I would guess that among English-speaking readers, Selo Stepanchikovo i ego obitateli [translated as The Village of Stepanchikovo and Its Inhabitants] is the least-known of Dostoevsky’s novels — certainly far less known than his works of the 1860s, but also less so than his early novellas, Poor Folk and The Double and so on. (It seems to be well known among Russians, judging from the number of dramatizations available on YouTube.) In a way, this is understandable, since it’s unquestionably a slighter work than the ones to follow, but Dostoevsky was very pleased with it, considering it the best thing he’d done up till then (“I put into it my soul, my flesh and blood”), and I found it well worth reading. It is, though, a very odd novel, and I kept changing my mind about it as I read.

At first, it seems to be structured like a mystery. The narrator, Sergei, an orphan fresh out of college, is urgently invited by his kindly uncle Egor Rostanev to his country estate at Stepanchikovo, where he is told he is to marry a wonderful young woman. He puts off the visit for a while, but finally grits his teeth and goes; on the way, he meets an irascible fellow, Bakhcheev, who has just come from Stepanchikovo and tells him a former hanger-on and fool, Foma Fomich Opiskin, has taken despotic control of the entire family — he himself has quarreled with Opiskin and left in a huff, though he admits he’ll probably be back the next day.

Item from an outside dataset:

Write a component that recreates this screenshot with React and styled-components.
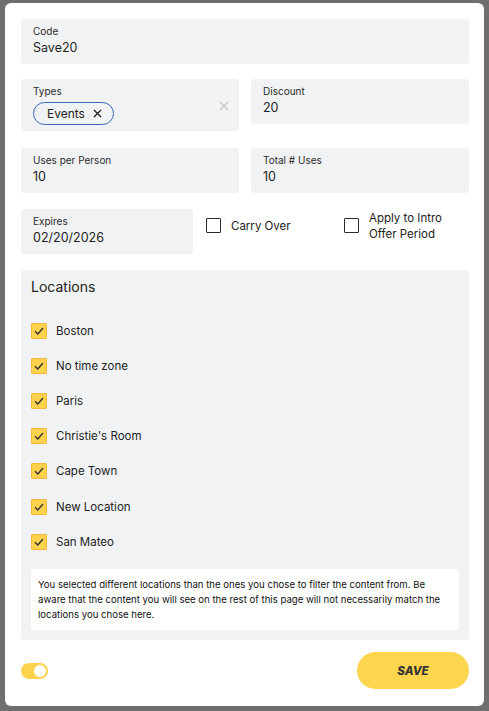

So we are immediately faced with two enigmas: why has Rostanev summoned him to marry some woman he’s never met, and why is he putting up with this Opiskin fellow? When Sergei gets there he tries to investigate, but his uncle keeps telling him “I’ll explain it all later” and running off on one pretext or another. Eventually we learn that his mother and Opiskin are trying to force the poor but beautiful young governess Nastenka out of the house because they’re afraid Rostanev will marry her, so he’s decided if Sergei marries her instead she’ll be able to stay. None of this makes any sense, of course, but it’s told in a highly comic way, through young Sergei’s disillusioned eyes (he sees through Opiskin as soon as he meets him), and it’s a lot of fun to read.

The problem is that Opiskin is too strong a character for the book he finds himself in. He’s a magnificent creation, proud and tortured and humiliating everyone else to make up for the humiliations he’s suffered; to some extent he’s based on Gogol in his late crazed-moralizer phase, and he serves as an exorcism of both Gogol — who had been a strong influence on Dostoevsky, as on all Russian writers of the 1840s — and the high-minded intelligentsia of which Dostoevsky had been a part before he was sent to prison and Siberia. I suspect he is based on people Dostoevsky knew during that time, fellow prisoners who took out their sufferings on those weaker than themselves. He’s unforgettable, but the other characters seem pale next to him, and he’s so vicious it was hard for me to stay in the requisite comic mood. (This may be in part because I’m not Russian.) It’s fine for him to humiliate Rostanev and various fools and hangers-on, but when he is brutal to the faithful old servant Gavrila and the beautiful and somewhat simple-minded boy Falalei, this reader’s smile freezes. Opiskin gets a very satisfying comeuppance, but it doesn’t last long, and he winds up staying on as the evil deity of the household.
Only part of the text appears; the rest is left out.